**Task instructions**
Output the material below in full, exactly as it is.

**Collected data**
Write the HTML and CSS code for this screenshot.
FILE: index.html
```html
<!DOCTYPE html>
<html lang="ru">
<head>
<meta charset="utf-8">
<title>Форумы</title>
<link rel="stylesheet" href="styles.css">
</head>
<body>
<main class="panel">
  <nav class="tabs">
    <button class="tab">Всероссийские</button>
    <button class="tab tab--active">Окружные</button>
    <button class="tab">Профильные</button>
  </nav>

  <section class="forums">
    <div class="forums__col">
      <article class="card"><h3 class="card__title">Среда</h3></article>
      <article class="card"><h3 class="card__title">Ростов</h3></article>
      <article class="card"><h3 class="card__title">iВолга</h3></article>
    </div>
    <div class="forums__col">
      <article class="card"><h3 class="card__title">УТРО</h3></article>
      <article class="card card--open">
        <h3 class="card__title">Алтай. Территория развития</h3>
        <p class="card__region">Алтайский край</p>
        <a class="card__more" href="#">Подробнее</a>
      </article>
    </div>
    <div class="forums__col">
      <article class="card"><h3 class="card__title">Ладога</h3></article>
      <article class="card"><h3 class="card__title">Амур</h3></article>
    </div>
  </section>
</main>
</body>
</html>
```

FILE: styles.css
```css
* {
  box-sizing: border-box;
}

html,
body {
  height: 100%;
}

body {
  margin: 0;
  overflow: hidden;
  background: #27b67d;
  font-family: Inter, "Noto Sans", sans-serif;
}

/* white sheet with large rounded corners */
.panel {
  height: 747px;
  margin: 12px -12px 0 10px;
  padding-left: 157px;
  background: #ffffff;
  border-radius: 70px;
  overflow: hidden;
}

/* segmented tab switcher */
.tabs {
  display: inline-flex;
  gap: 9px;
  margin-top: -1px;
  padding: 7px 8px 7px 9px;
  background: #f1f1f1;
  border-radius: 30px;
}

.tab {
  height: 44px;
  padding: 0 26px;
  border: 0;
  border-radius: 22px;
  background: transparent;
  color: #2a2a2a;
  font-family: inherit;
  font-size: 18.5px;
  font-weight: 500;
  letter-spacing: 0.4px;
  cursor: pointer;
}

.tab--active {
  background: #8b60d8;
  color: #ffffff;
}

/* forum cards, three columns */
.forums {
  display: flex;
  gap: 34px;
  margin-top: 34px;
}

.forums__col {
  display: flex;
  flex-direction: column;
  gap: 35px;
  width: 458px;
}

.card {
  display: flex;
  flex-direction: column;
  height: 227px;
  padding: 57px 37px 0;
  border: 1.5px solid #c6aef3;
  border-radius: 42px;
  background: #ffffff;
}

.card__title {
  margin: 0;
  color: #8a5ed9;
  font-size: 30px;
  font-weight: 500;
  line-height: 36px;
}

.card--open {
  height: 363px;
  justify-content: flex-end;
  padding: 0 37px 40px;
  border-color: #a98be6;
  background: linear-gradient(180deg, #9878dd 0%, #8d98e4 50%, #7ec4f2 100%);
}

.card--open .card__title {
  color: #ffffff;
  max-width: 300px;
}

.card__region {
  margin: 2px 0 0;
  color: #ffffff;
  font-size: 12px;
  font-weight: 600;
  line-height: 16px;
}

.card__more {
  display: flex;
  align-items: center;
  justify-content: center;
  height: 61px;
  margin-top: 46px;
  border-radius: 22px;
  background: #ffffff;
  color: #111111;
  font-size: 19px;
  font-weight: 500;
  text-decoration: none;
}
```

**Response**
Write the HTML and CSS code for this screenshot.
FILE: index.html
```html
<!DOCTYPE html>
<html lang="ru">
<head>
<meta charset="utf-8">
<title>Форумы</title>
<link rel="stylesheet" href="styles.css">
</head>
<body>
<main class="panel">
  <nav class="tabs">
    <button class="tab">Всероссийские</button>
    <button class="tab tab--active">Окружные</button>
    <button class="tab">Профильные</button>
  </nav>

  <section class="forums">
    <div class="forums__col">
      <article class="card"><h3 class="card__title">Среда</h3></article>
      <article class="card"><h3 class="card__title">Ростов</h3></article>
      <article class="card"><h3 class="card__title">iВолга</h3></article>
    </div>
    <div class="forums__col">
      <article class="card"><h3 class="card__title">УТРО</h3></article>
      <article class="card card--open">
        <h3 class="card__title">Алтай. Территория развития</h3>
        <p class="card__region">Алтайский край</p>
        <a class="card__more" href="#">Подробнее</a>
      </article>
    </div>
    <div class="forums__col">
      <article class="card"><h3 class="card__title">Ладога</h3></article>
      <article class="card"><h3 class="card__title">Амур</h3></article>
    </div>
  </section>
</main>
</body>
</html>
```

FILE: styles.css
```css
* {
  box-sizing: border-box;
}

html,
body {
  height: 100%;
}

body {
  margin: 0;
  overflow: hidden;
  background: #27b67d;
  font-family: Inter, "Noto Sans", sans-serif;
}

/* white sheet with large rounded corners */
.panel {
  height: 747px;
  margin: 12px -12px 0 10px;
  padding-left: 157px;
  background: #ffffff;
  border-radius: 70px;
  overflow: hidden;
}

/* segmented tab switcher */
.tabs {
  display: inline-flex;
  gap: 9px;
  margin-top: -1px;
  padding: 7px 8px 7px 9px;
  background: #f1f1f1;
  border-radius: 30px;
}

.tab {
  height: 44px;
  padding: 0 26px;
  border: 0;
  border-radius: 22px;
  background: transparent;
  color: #2a2a2a;
  font-family: inherit;
  font-size: 18.5px;
  font-weight: 500;
  letter-spacing: 0.4px;
  cursor: pointer;
}

.tab--active {
  background: #8b60d8;
  color: #ffffff;
}

/* forum cards, three columns */
.forums {
  display: flex;
  gap: 34px;
  margin-top: 34px;
}

.forums__col {
  display: flex;
  flex-direction: column;
  gap: 35px;
  width: 458px;
}

.card {
  display: flex;
  flex-direction: column;
  height: 227px;
  padding: 57px 37px 0;
  border: 1.5px solid #c6aef3;
  border-radius: 42px;
  background: #ffffff;
}

.card__title {
  margin: 0;
  color: #8a5ed9;
  font-size: 30px;
  font-weight: 500;
  line-height: 36px;
}

.card--open {
  height: 363px;
  justify-content: flex-end;
  padding: 0 37px 40px;
  border-color: #a98be6;
  background: linear-gradient(180deg, #9878dd 0%, #8d98e4 50%, #7ec4f2 100%);
}

.card--open .card__title {
  color: #ffffff;
  max-width: 300px;
}

.card__region {
  margin: 2px 0 0;
  color: #ffffff;
  font-size: 12px;
  font-weight: 600;
  line-height: 16px;
}

.card__more {
  display: flex;
  align-items: center;
  justify-content: center;
  height: 61px;
  margin-top: 46px;
  border-radius: 22px;
  background: #ffffff;
  color: #111111;
  font-size: 19px;
  font-weight: 500;
  text-decoration: none;
}
```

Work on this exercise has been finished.